- DATA EXTRACT -
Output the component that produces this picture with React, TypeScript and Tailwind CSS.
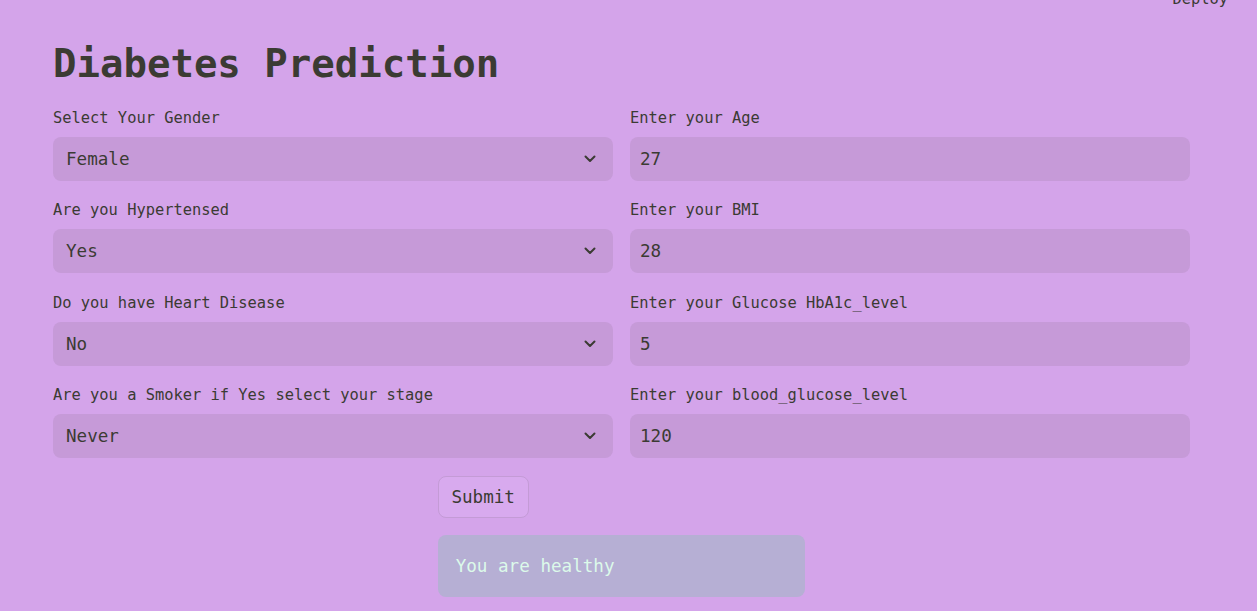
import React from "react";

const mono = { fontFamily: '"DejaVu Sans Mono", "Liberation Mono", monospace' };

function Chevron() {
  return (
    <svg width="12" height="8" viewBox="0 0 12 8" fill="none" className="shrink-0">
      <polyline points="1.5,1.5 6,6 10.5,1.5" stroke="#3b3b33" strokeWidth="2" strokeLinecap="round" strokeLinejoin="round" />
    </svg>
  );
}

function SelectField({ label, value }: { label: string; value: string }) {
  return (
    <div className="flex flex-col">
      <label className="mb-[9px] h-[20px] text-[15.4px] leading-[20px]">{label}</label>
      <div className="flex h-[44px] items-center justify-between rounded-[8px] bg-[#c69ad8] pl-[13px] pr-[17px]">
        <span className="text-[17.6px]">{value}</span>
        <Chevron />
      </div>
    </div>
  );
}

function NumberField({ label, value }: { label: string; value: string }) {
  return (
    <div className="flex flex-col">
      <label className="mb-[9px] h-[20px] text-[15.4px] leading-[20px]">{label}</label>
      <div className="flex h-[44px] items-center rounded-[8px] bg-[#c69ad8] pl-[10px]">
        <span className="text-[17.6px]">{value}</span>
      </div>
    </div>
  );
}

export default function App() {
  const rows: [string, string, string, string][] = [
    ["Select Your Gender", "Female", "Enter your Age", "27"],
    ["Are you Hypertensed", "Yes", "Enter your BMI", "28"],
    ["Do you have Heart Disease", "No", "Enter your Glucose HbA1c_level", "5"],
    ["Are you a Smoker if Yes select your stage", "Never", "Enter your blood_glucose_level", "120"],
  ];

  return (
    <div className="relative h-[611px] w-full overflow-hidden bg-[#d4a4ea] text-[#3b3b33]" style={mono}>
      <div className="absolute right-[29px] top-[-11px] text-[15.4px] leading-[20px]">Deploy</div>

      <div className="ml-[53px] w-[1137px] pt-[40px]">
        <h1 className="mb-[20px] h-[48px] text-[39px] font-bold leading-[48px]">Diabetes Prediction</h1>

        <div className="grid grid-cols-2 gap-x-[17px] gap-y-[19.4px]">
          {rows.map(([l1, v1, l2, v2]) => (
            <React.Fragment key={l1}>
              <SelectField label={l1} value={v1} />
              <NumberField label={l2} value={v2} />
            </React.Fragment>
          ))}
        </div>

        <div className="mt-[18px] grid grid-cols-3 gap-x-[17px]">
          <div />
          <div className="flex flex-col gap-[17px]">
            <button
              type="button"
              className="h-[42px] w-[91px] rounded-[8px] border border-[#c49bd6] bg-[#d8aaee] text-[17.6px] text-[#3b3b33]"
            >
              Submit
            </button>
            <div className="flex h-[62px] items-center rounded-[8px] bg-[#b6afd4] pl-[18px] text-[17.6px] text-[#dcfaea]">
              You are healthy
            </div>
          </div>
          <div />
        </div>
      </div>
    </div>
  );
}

- WHAT TO WORK ON -
Reproduce the data verbatim. Do not carry any picture into the copy.

- OUTPUT -
Output the component that produces this picture with React, TypeScript and Tailwind CSS.
import React from "react";

const mono = { fontFamily: '"DejaVu Sans Mono", "Liberation Mono", monospace' };

function Chevron() {
  return (
    <svg width="12" height="8" viewBox="0 0 12 8" fill="none" className="shrink-0">
      <polyline points="1.5,1.5 6,6 10.5,1.5" stroke="#3b3b33" strokeWidth="2" strokeLinecap="round" strokeLinejoin="round" />
    </svg>
  );
}

function SelectField({ label, value }: { label: string; value: string }) {
  return (
    <div className="flex flex-col">
      <label className="mb-[9px] h-[20px] text-[15.4px] leading-[20px]">{label}</label>
      <div className="flex h-[44px] items-center justify-between rounded-[8px] bg-[#c69ad8] pl-[13px] pr-[17px]">
        <span className="text-[17.6px]">{value}</span>
        <Chevron />
      </div>
    </div>
  );
}

function NumberField({ label, value }: { label: string; value: string }) {
  return (
    <div className="flex flex-col">
      <label className="mb-[9px] h-[20px] text-[15.4px] leading-[20px]">{label}</label>
      <div className="flex h-[44px] items-center rounded-[8px] bg-[#c69ad8] pl-[10px]">
        <span className="text-[17.6px]">{value}</span>
      </div>
    </div>
  );
}

export default function App() {
  const rows: [string, string, string, string][] = [
    ["Select Your Gender", "Female", "Enter your Age", "27"],
    ["Are you Hypertensed", "Yes", "Enter your BMI", "28"],
    ["Do you have Heart Disease", "No", "Enter your Glucose HbA1c_level", "5"],
    ["Are you a Smoker if Yes select your stage", "Never", "Enter your blood_glucose_level", "120"],
  ];

  return (
    <div className="relative h-[611px] w-full overflow-hidden bg-[#d4a4ea] text-[#3b3b33]" style={mono}>
      <div className="absolute right-[29px] top-[-11px] text-[15.4px] leading-[20px]">Deploy</div>

      <div className="ml-[53px] w-[1137px] pt-[40px]">
        <h1 className="mb-[20px] h-[48px] text-[39px] font-bold leading-[48px]">Diabetes Prediction</h1>

        <div className="grid grid-cols-2 gap-x-[17px] gap-y-[19.4px]">
          {rows.map(([l1, v1, l2, v2]) => (
            <React.Fragment key={l1}>
              <SelectField label={l1} value={v1} />
              <NumberField label={l2} value={v2} />
            </React.Fragment>
          ))}
        </div>

        <div className="mt-[18px] grid grid-cols-3 gap-x-[17px]">
          <div />
          <div className="flex flex-col gap-[17px]">
            <button
              type="button"
              className="h-[42px] w-[91px] rounded-[8px] border border-[#c49bd6] bg-[#d8aaee] text-[17.6px] text-[#3b3b33]"
            >
              Submit
            </button>
            <div className="flex h-[62px] items-center rounded-[8px] bg-[#b6afd4] pl-[18px] text-[17.6px] text-[#dcfaea]">
              You are healthy
            </div>
          </div>
          <div />
        </div>
      </div>
    </div>
  );
}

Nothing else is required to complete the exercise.